Tensions in the relationship with child protection were plain to see in the national evaluation of Sure Start published in January. In a survey of social services professionals, the difficulty of reconciling the demands of child protection and prevention was "by far and away" the most important for them. Statutory responsibility for child protection exerted a powerful influence on social services involvement in Sure Start. As the evaluation puts it: "In the most pessimistic cases this was seen as an entrenched problem, which against their every best effort was almost impossible to resolve."

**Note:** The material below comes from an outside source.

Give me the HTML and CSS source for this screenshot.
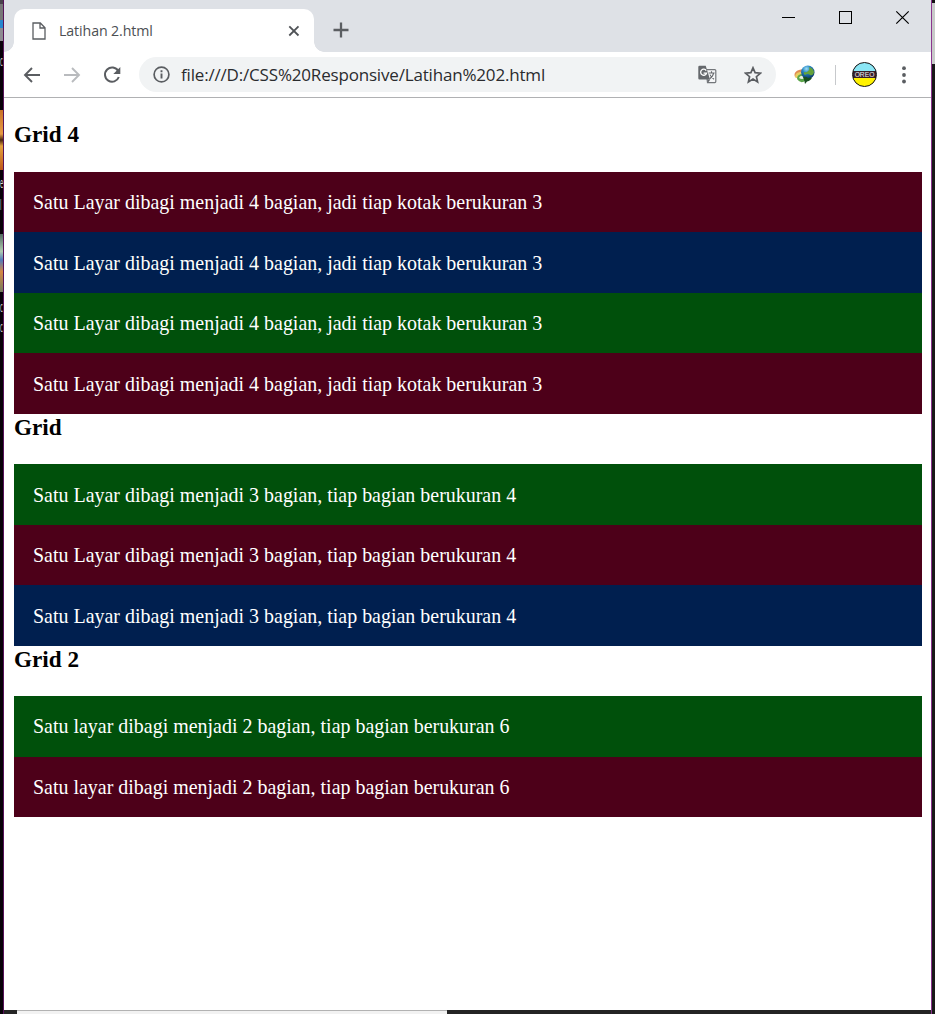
FILE: index.html
```html
<!DOCTYPE html>
<html lang="id">
<head>
<meta charset="utf-8">
<title>Latihan 2.html</title>
<link rel="stylesheet" href="styles.css">
</head>
<body>
<div class="desktop">
  <div class="edge edge-left">
    <i class="d1"></i><span class="t1">c</span><i class="d3"></i><span class="t2">e</span><span class="t3">l</span><i class="d4"></i><span class="t4">c</span><span class="t5">c</span>
  </div>
  <div class="window">
    <header class="tabstrip">
      <div class="tab">
        <svg class="file" width="14" height="18" viewBox="0 0 14 18"><path d="M1 1h7.3L13 5.8V17H1zM8 1v5h5" fill="none" stroke="#5a5d61" stroke-width="1.3"/></svg>
        <span class="tab-title">Latihan 2.html</span>
        <svg width="12" height="12" viewBox="0 0 12 12"><path d="M1.3 1.3l9.2 9.2M10.5 1.3l-9.2 9.2" stroke="#505357" stroke-width="1.8"/></svg>
      </div>
      <svg class="plus" width="16" height="16" viewBox="0 0 16 16"><path d="M8 .5v15M.5 8h15" stroke="#5b5e62" stroke-width="2.3"/></svg>
      <svg class="controls" width="130" height="15" viewBox="0 0 130 15"><path d="M0 7.5h13M57.5 1.5h12v12h-12z" fill="none" stroke="#000" shape-rendering="crispEdges"/><path d="M114.3 1.3l12.4 12.4M126.7 1.3l-12.4 12.4" stroke="#000" stroke-width="1.2"/></svg>
    </header>
    <nav class="toolbar">
      <svg class="back" width="18" height="16" viewBox="0 0 18 16"><path d="M17 8H2M9 1L2 8l7 7" fill="none" stroke="#5a5d61" stroke-width="1.9"/></svg>
      <svg class="forward" width="18" height="16" viewBox="0 0 18 16"><path d="M1 8h15M9 1l7 7-7 7" fill="none" stroke="#b9bbbe" stroke-width="1.9"/></svg>
      <svg class="reload" width="18" height="18" viewBox="0 0 18 18"><path d="M15.2 5A7.1 7.1 0 1 0 15.8 11" fill="none" stroke="#5a5d61" stroke-width="2"/><path d="M17.3 1v7h-7z" fill="#5a5d61"/></svg>
      <div class="omnibox">
        <svg class="info" width="17" height="17" viewBox="0 0 17 17"><circle cx="8.5" cy="8.5" r="7.4" fill="none" stroke="#5a5d61" stroke-width="1.7"/><path d="M8.5 7.4v5M8.5 4.3v1.9" stroke="#5a5d61" stroke-width="1.9"/></svg>
        <span class="url">file:///D:/CSS%20Responsive/Latihan%202.html</span>
        <svg class="translate" width="19" height="19" viewBox="0 0 19 19"><path d="M8 4.6h8.8a1 1 0 0 1 1 1v11a1 1 0 0 1-1 1H9.5z" fill="#f6f7f8" stroke="#73767a" stroke-width="1.2"/><path d="M1.5.7h6.2L12 14.6H1.5A1.3 1.3 0 0 1 .3 13.3V2A1.3 1.3 0 0 1 1.5.7z" fill="#65686c"/><path d="M8.2 5.6A3 3 0 1 0 8.5 8.2H5.6" fill="none" stroke="#fff" stroke-width="1.3"/><path d="M9.5 14.6l.8 3 2-3z" fill="#65686c"/><path d="M10.6 8h6M13.5 6.3V8M15.6 8c-.4 2.6-2 4.5-4 5.8M12 9.6c.8 2 2.2 3.4 4 4.6" fill="none" stroke="#65686c" stroke-width="1.1"/></svg>
        <svg class="star" width="18" height="18" viewBox="0 0 18 18"><path d="M9 1.8l2.1 4.9 5.3.5-4 3.5 1.2 5.2L9 13.1l-4.6 2.8 1.2-5.2-4-3.5 5.3-.5z" fill="none" stroke="#5a5d61" stroke-width="1.7"/></svg>
      </div>
      <svg class="idm" width="21" height="20" viewBox="0 0 21 20">
        <defs><radialGradient id="globe" cx=".4" cy=".25" r=".75"><stop offset="0" stop-color="#9ee0f8"/><stop offset=".4" stop-color="#2786c3"/><stop offset="1" stop-color="#0b3769"/></radialGradient></defs>
        <path d="M1 12Q-1 7 5 5q5-2 9 1l-2 3Q6 6 3 11z" fill="#e08a52"/><path d="M1.5 13Q0 8 6 7q4-1 7 1l-2 2Q6 8 4 13z" fill="#e7ce62"/><path d="M3 14q0-5 6-5l3 6q-5 5-9-1z" fill="#5ba64a"/><path d="M5 13q1-3 5-2l1 2q-3 2-6 0z" fill="#e9f0e4"/>
        <circle cx="13.8" cy="7.2" r="6.7" fill="url(#globe)"/><path d="M15 2q4 1 5 5-1 4-4 3-2-2-5 0-2-1-1-3 3 1 4-1 2-1 1-4z" fill="#65a33b"/><path d="M9 12q3-1 5 1l4-.5q-1 3-5 4l-2 2.5-.6-3z" fill="#194f20"/>
      </svg>
      <span class="divider"></span>
      <div class="avatar"><span>OREO</span></div>
      <svg class="menu" width="4" height="18" viewBox="0 0 4 18"><circle cx="2" cy="2.2" r="1.9"/><circle cx="2" cy="9" r="1.9"/><circle cx="2" cy="15.5" r="1.9"/></svg>
    </nav>
    <main class="page">
      <h3 class="first">Grid 4</h3>
      <div class="box red">Satu Layar dibagi menjadi 4 bagian, jadi tiap kotak berukuran 3</div>
      <div class="box blue">Satu Layar dibagi menjadi 4 bagian, jadi tiap kotak berukuran 3</div>
      <div class="box green">Satu Layar dibagi menjadi 4 bagian, jadi tiap kotak berukuran 3</div>
      <div class="box red">Satu Layar dibagi menjadi 4 bagian, jadi tiap kotak berukuran 3</div>
      <h3>Grid</h3>
      <div class="box green">Satu Layar dibagi menjadi 3 bagian, tiap bagian berukuran 4</div>
      <div class="box red">Satu Layar dibagi menjadi 3 bagian, tiap bagian berukuran 4</div>
      <div class="box blue">Satu Layar dibagi menjadi 3 bagian, tiap bagian berukuran 4</div>
      <h3>Grid 2</h3>
      <div class="box green">Satu layar dibagi menjadi 2 bagian, tiap bagian berukuran 6</div>
      <div class="box red">Satu layar dibagi menjadi 2 bagian, tiap bagian berukuran 6</div>
    </main>
    <footer class="bottom"><span></span></footer>
  </div>
  <div class="edge edge-right"></div>
</div>
</body>
</html>
```

FILE: styles.css
```css
* { box-sizing: border-box; }
body { margin: 0; overflow: hidden; }
svg { display: block; flex: none; }
.desktop { display: grid; grid-template-columns: 4px 927px 4px; width: 935px; height: 1014px; }
.edge { position: relative; background: #080109; }
.edge-left { border-right: 1px solid #571259; }
.edge-right { border-left: 1px solid #8b358e; background: linear-gradient(#111 0 3px, #c8cbc9 3px 64px, #181918 64px); }
.edge i, .edge span { position: absolute; left: 0; }
.edge span { color: #ddd; font: 14px/16px "Open Sans", sans-serif; transform: scaleX(.4); transform-origin: 0 0; }
.d1 { top: 0; width: 3px; height: 41px; background: linear-gradient(#49434b 0 4px, #777 4px 20px, #2586ce 20px 28px, #8d8b91 28px); }
.t1 { top: 53px; }
.d3 { top: 110px; width: 3px; height: 60px; background: linear-gradient(#c97328, #e79a43 40%, #4b250d 50%, #e5a23c 60%, #bf5719); }
.t2 { top: 175px; }
.t3 { top: 197px; }
.d4 { top: 234px; width: 3px; height: 58px; background: linear-gradient(#536a62, #afcbb0 30%, #537cba 45%, #d48743 65%, #737c5f); }
.t4 { top: 299px; }
.t5 { top: 319px; }
.window { display: flex; flex-direction: column; background: #fff; min-width: 0; }
.tabstrip { display: flex; flex: none; height: 52px; padding-left: 10px; background: #dee1e6; }
.tab { position: relative; display: flex; align-items: center; width: 300px; height: 43px; margin-top: 9px; padding: 0 14px 0 18px; border-radius: 10px 10px 0 0; background: #fff; }
.tab::before, .tab::after { content: ""; position: absolute; bottom: 0; width: 10px; height: 10px; }
.tab::before { left: -10px; background: radial-gradient(circle at 0 0, transparent 9.5px, #fff 10px); }
.tab::after { right: -10px; background: radial-gradient(circle at 100% 0, transparent 9.5px, #fff 10px); }
.tab-title { flex: 1; margin-left: 13px; font: 14.2px/20px "Open Sans", sans-serif; letter-spacing: -.1px; color: #4c4f53; white-space: nowrap; }
.plus { margin: 22px 0 0 19px; }
.controls { margin: 10px 19px 0 auto; }
.toolbar { display: flex; flex: none; align-items: center; height: 46px; padding-left: 19px; border-bottom: 1px solid #b0b1b3; }
.forward { margin-left: 22px; }
.reload { margin-left: 22px; }
.omnibox { display: flex; align-items: center; width: 637px; height: 35px; margin-left: 18px; padding: 0 14px; border-radius: 18px; background: #f1f3f4; }
.url { flex: 1; margin-left: 11px; font: 17px/24px "Open Sans", sans-serif; letter-spacing: -.18px; color: #2a2b2e; white-space: nowrap; }
.star { margin-left: 27px; }
.idm { margin-left: 18px; }
.divider { width: 1px; height: 20px; margin-left: 20px; background: #c7c9cc; }
.avatar { display: flex; align-items: center; justify-content: center; width: 25px; height: 25px; margin-left: 16px; border: 1.5px solid #111; border-radius: 50%; background: linear-gradient(#8be6f5 0 8px, #38202a 8px 15px, #fff200 15px); }
.avatar span { font: 6.7px/7px "Liberation Sans", sans-serif; color: #eee; }
.menu { margin-left: 25px; fill: #5a5d61; }
.page { flex: 1; padding: 0 9px 0 10px; font: 19.97px/28px "Liberation Serif", serif; color: #000; }
h3 { height: 50.3px; margin: 0; font-size: 23.2px; line-height: 27px; }
.first { height: 73.95px; padding-top: 23px; }
.box { height: 60.5px; padding: 16.4px 19px 0; color: #fff; white-space: nowrap; }
.red { background: #4d0019; }
.blue { background: #001f4f; }
.green { background: #00500b; }
.bottom { flex: none; height: 4px; padding-left: 13px; background: #242424; }
.bottom span { display: block; width: 430px; height: 4px; border-top: 1px solid #b2b2b2; background: #f2f2f2; }
```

Angela Graham agrees that protection and prevention will be hard to marry, despite years of "refocusing" that was designed to shift social services resources from firefighting crises to early intervention. She says that Kent is still thinking through the relationship between child protection services and Sure Start, adding that the council is "trying very hard" not to consider switching resources to the former. But nor are resources likely to move the other way, although she expects pressure from local programmes to make up the shortfall in funding.

"One of the problems is that we're not quite working with the same kinds of families," Graham says. "For example, they're not working particularly well with the hard-to-reach families who come into the child protection system.

"They have done what local communities and parents want them to do, but the sorts of families we work with are not the families who join in with their local communities in running Sure Start. I hope that we'll be able to line up our approaches more effectively."

But Fowler thinks that the writing is on the wall for the clearly demarcated deprived communities that have reaped the benefits of Sure Start until now. "These communities have been depressed for so long, they jolly well deserve to be spoilt. The glory days are over."